De Niro as an older Jimmy Conway in Goodfellas
I would argue that part of the magic of De Niro’s early performances was rooted in his cult of anti-stardom. Because we didn’t know anything else about him, he very well could have been as fearsome as the characters he so fully inhabited. Looking at his papers in the Harry Ransom Center here at the University of Texas, I’m struck by a man so devoted to his characters that he would edit an entire version of a script (as he does in the files for Casino) as if Ace Rothstein himself were reading the script and commenting on his own portrayal. (I’m also interested in the motivation for the donation of his papers to the HRC in the first place — apparently he was inspired by Scorsese’s donation of his personal files to Wesleyan, and he received no payment, unlike, say, Paul Schrader. He’s even funding a number of research fellowships, and apparently loves the idea of students thinking through his performances. It’s as if he acknowledges that those roles are out for public consumption, and people can know about his acting and ‘work’ as much as they’d like. It’s the non-acting side of his life he keeps close.)

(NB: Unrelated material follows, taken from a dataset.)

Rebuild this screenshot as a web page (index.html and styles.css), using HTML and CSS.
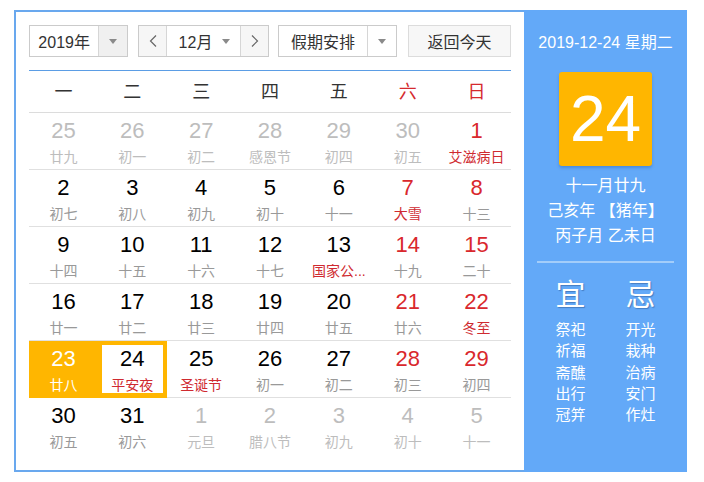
FILE: index.html
```html
<!DOCTYPE html>
<html lang="zh-CN">
<head>
<meta charset="utf-8">
<title>万年历</title>
<link rel="stylesheet" href="styles.css">
</head>
<body>
<div class="cal">
  <div class="main">
    <div class="controls">
      <div class="sel year"><span class="sel-text">2019年</span><span class="sel-arrow gray"><i class="tri"></i></span></div>
      <div class="month">
        <span class="nav"><svg width="8" height="12" viewBox="0 0 8 12"><polyline points="7,0.5 1.5,6 7,11.5" fill="none" stroke="#666" stroke-width="1.2"/></svg></span>
        <span class="month-text">12月<i class="tri"></i></span>
        <span class="nav"><svg width="8" height="12" viewBox="0 0 8 12"><polyline points="1,0.5 6.5,6 1,11.5" fill="none" stroke="#666" stroke-width="1.2"/></svg></span>
      </div>
      <div class="sel holiday"><span class="sel-text">假期安排</span><span class="sel-arrow"><i class="tri"></i></span></div>
      <div class="today-btn">返回今天</div>
    </div>
    <div class="week">
      <span>一</span><span>二</span><span>三</span><span>四</span><span>五</span><span class="red">六</span><span class="red">日</span>
    </div>
    <div class="grid">
      <div class="cell other"><b>25</b><em>廿九</em></div>
      <div class="cell other"><b>26</b><em>初一</em></div>
      <div class="cell other"><b>27</b><em>初二</em></div>
      <div class="cell other"><b>28</b><em>感恩节</em></div>
      <div class="cell other"><b>29</b><em>初四</em></div>
      <div class="cell other"><b>30</b><em>初五</em></div>
      <div class="cell wk fest"><b>1</b><em>艾滋病日</em></div>

      <div class="cell"><b>2</b><em>初七</em></div>
      <div class="cell"><b>3</b><em>初八</em></div>
      <div class="cell"><b>4</b><em>初九</em></div>
      <div class="cell"><b>5</b><em>初十</em></div>
      <div class="cell"><b>6</b><em>十一</em></div>
      <div class="cell wk fest"><b>7</b><em>大雪</em></div>
      <div class="cell wk"><b>8</b><em>十三</em></div>

      <div class="cell"><b>9</b><em>十四</em></div>
      <div class="cell"><b>10</b><em>十五</em></div>
      <div class="cell"><b>11</b><em>十六</em></div>
      <div class="cell"><b>12</b><em>十七</em></div>
      <div class="cell fest"><b>13</b><em>国家公...</em></div>
      <div class="cell wk"><b>14</b><em>十九</em></div>
      <div class="cell wk"><b>15</b><em>二十</em></div>

      <div class="cell"><b>16</b><em>廿一</em></div>
      <div class="cell"><b>17</b><em>廿二</em></div>
      <div class="cell"><b>18</b><em>廿三</em></div>
      <div class="cell"><b>19</b><em>廿四</em></div>
      <div class="cell"><b>20</b><em>廿五</em></div>
      <div class="cell wk"><b>21</b><em>廿六</em></div>
      <div class="cell wk fest"><b>22</b><em>冬至</em></div>

      <div class="cell selected"><b>23</b><em>廿八</em></div>
      <div class="cell today fest"><b>24</b><em>平安夜</em></div>
      <div class="cell fest"><b>25</b><em>圣诞节</em></div>
      <div class="cell"><b>26</b><em>初一</em></div>
      <div class="cell"><b>27</b><em>初二</em></div>
      <div class="cell wk"><b>28</b><em>初三</em></div>
      <div class="cell wk"><b>29</b><em>初四</em></div>

      <div class="cell last"><b>30</b><em>初五</em></div>
      <div class="cell last"><b>31</b><em>初六</em></div>
      <div class="cell last other"><b>1</b><em>元旦</em></div>
      <div class="cell last other"><b>2</b><em>腊八节</em></div>
      <div class="cell last other"><b>3</b><em>初九</em></div>
      <div class="cell last other"><b>4</b><em>初十</em></div>
      <div class="cell last other"><b>5</b><em>十一</em></div>
    </div>
  </div>
  <div class="side">
    <div class="side-date">2019-12-24 星期二</div>
    <div class="big-day">24</div>
    <div class="lunar">
      <div>十一月廿九</div>
      <div>己亥年 【猪年】</div>
      <div>丙子月 乙未日</div>
    </div>
    <div class="sep"></div>
    <div class="yiji">
      <div class="col">
        <div class="yj-title">宜</div>
        <div class="yj-item">祭祀</div>
        <div class="yj-item">祈福</div>
        <div class="yj-item">斋醮</div>
        <div class="yj-item">出行</div>
        <div class="yj-item">冠笄</div>
      </div>
      <div class="col">
        <div class="yj-title">忌</div>
        <div class="yj-item">开光</div>
        <div class="yj-item">栽种</div>
        <div class="yj-item">治病</div>
        <div class="yj-item">安门</div>
        <div class="yj-item">作灶</div>
      </div>
    </div>
  </div>
</div>
</body>
</html>
```

FILE: styles.css
```css
* { box-sizing: border-box; }
body {
  margin: 0;
  background: #fff;
  font-family: "Liberation Sans", Arial, "Noto Sans CJK SC", sans-serif;
  color: #333;
}
.cal {
  display: flex;
  margin: 10px 0 0 14px;
  width: 673px;
  height: 462px;
}
.main {
  width: 510px;
  height: 462px;
  border: 2px solid #69a8ee;
  border-right: none;
  padding: 13px 13px 0 13px;
}
.controls {
  display: flex;
  height: 32px;
  font-size: 16px;
  color: #333;
}
.sel {
  display: flex;
  height: 32px;
  border: 1px solid #cbcbcb;
  background: #fff;
}
.sel-text {
  display: flex;
  align-items: center;
  justify-content: center;
}
.sel-arrow {
  width: 29px;
  display: flex;
  align-items: center;
  justify-content: center;
  border-left: 1px solid #d6d6d6;
}
.sel-arrow.gray { background: #f0f0f0; }
.tri {
  display: inline-block;
  width: 0;
  height: 0;
  border-left: 4px solid transparent;
  border-right: 4px solid transparent;
  border-top: 5px solid #8a8a8a;
}
.year { width: 99px; }
.year .sel-text { width: 69px; }
.month {
  display: flex;
  margin-left: 10px;
  width: 131px;
  height: 32px;
  border: 1px solid #cbcbcb;
}
.nav {
  width: 28px;
  display: flex;
  align-items: center;
  justify-content: center;
  background: #f6f6f6;
}
.nav:first-child { border-right: 1px solid #d6d6d6; }
.nav:last-child { border-left: 1px solid #d6d6d6; }
.month-text {
  flex: 1;
  display: flex;
  align-items: center;
  justify-content: center;
  gap: 10px;
  padding-left: 2px;
}
.holiday { margin-left: 9px; width: 119px; }
.holiday .sel-text { width: 89px; }
.holiday .sel-arrow { width: 29px; }
.today-btn {
  margin-left: 11px;
  width: 103px;
  height: 32px;
  border: 1px solid #dcdcdc;
  background: #f7f7f7;
  display: flex;
  align-items: center;
  justify-content: center;
}
.week {
  margin-top: 13px;
  border-top: 1px solid #5b9de5;
  border-bottom: 1px solid #dcdcdc;
  display: grid;
  grid-template-columns: repeat(7, 1fr);
  height: 43px;
  font-size: 18px;
  color: #333;
}
.week span {
  display: flex;
  align-items: center;
  justify-content: center;
  padding-bottom: 3px;
}
.week .red { color: #d52a2e; }
.grid {
  display: grid;
  grid-template-columns: repeat(7, 1fr);
  grid-auto-rows: 57px;
}
.cell {
  border-bottom: 1px solid #e0e0e0;
  display: flex;
  flex-direction: column;
  align-items: center;
  padding-top: 5px;
  overflow: hidden;
  white-space: nowrap;
}
.cell.last { border-bottom: none; }
.cell b {
  font-weight: normal;
  font-size: 22px;
  line-height: 26px;
  color: #000;
}
.cell em {
  font-style: normal;
  font-size: 14px;
  line-height: 20px;
  margin-top: 3px;
  color: #999;
}
.cell.wk b { color: #d9282d; }
.cell.fest em { color: #cf2a30; }
.cell.other b,
.cell.other em { color: #bdbdbd; }
.cell.selected {
  background: #ffb600;
  border-bottom-color: #ffb600;
}
.cell.selected b,
.cell.selected em { color: #fff; }
.cell.today {
  background: #fff;
  box-shadow: inset 0 0 0 4px #ffb600;
  border-bottom-color: #ffb600;
}
.side {
  width: 163px;
  height: 462px;
  background: #63a9f8;
  color: #fff;
  text-align: center;
  padding-top: 23px;
  display: flex;
  flex-direction: column;
  align-items: center;
}
.side-date {
  font-size: 16px;
  line-height: 20px;
}
.big-day {
  margin-top: 19px;
  width: 93px;
  height: 94px;
  background: #ffb600;
  border-radius: 3px;
  box-shadow: 0 2px 3px rgba(0, 60, 140, 0.25);
  font-size: 64px;
  line-height: 94px;
  color: #fff;
}
.lunar {
  margin-top: 7px;
  font-size: 16px;
  line-height: 25px;
}
.sep {
  margin-top: 13px;
  width: 137px;
  height: 2px;
  background: #a3cdfa;
}
.yiji {
  margin-top: 14px;
  display: flex;
}
.col {
  width: 70px;
  display: flex;
  flex-direction: column;
  align-items: center;
}
.yj-title {
  font-size: 30px;
  line-height: 36px;
  text-shadow: 1px 1px 1px rgba(40, 80, 140, 0.5);
}
.yj-item {
  font-size: 15px;
  line-height: 21.3px;
}
.yj-title + .yj-item { margin-top: 6px; }
```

In some ways, the mystique of De Niro’s anti-stardom has been evacuated by these late roles. But then again, what are his choices? One can only imagine the tremendous toll of thirty years of playing the likes of Travis Bickle, Jake La Motta, and Max Cady (terrifying in Scorsese’s Cape Fear). While I obviously know nothing of De Niro as a man — other than what I have been able to glean from the very work-centric papers at the HRC — I imagine that these late roles are a mellowing of sorts. Look, for example, to the trailer for his forthcoming family drama Everybody’s Fine with Drew Barrymore, Kate Beckinsale, Sam Rockwell, and Melissa Leo, in which he plays a widower attempting to reconnect with his grown children:
Who’s to say this role is any less method acting than that of, say, Jimmy Doyle in New York, New York? He may not have learned to play the saxophone for the role, but I oftentimes think we’re too keen to award and overvalue acting that is either bombastic, ugly, manic, or different in some ways. Playing serial killers, social misfits, and general victims = good, hard acting. Playing normal guys with subtle problems = not work. The files on De Niro’s latest films have been slowly trickling into the HRC, and it’ll be fascinating to see how his process manifests differently on Hide and Seek (a horror film with Dakota Fanning), his voice work on Shark Tale, or when he’s behind the camera on The Good Shepherd.
Ultimately, I do agree that De Niro’s ‘picture personality’ has changed. But he’s supposedly working with Scorsese again, and I look forward to seeing him act off Rockwell and Leo. I like old, sad men — and what can De Niro do with quiet grief? It could be disappointing, but it could also be beautiful.
I suppose that with so many voices saying he’s washed up, I still find him — and his choices, including his continued anti-stardom — fascinating and compelling. When and if he comes to the HRC, his aura will overwhelm me, no matter how many Little Fockers he makes. Some stars stop working altogether and arrest their images, whether by choice (Garbo) or by death (Dean, Monroe). But even those who do not — who, like Brando, appear in Superman for a ludicrous sum of money and retreat to their South Pacific island — remain powerful in our minds. De Niro and Brando are very different, especially since Brando’s personal life became such a fundamental part of his star image in later years. I can’t imagine the same happening in any way for De Niro. But both men offered performances that remain touchstones of American cinema and dramatically altered our understandings of what masculinity and a masculine body and mind could resemble. So let De Niro pay for his kids’ college funds and cultivate film and filmmaking in New York. I’ll be watching Everybody’s Fine with the subconscious fear that he’ll pull a Rupert Pupkin (from The King of Comedy) and kidnap Jerry Lewis and highjack late night television at any moment. Such is the power of past performance — I’m not thinking of who his kids are, or what jacket he wears when he goes jogging, but of his actual body of work. And it’s something, especially when we think about the division between ‘actors’ and ‘stars,’ and whether it’s possible to maintain that division in an increasingly intolerant market for actual acting and storylines, for us to consider.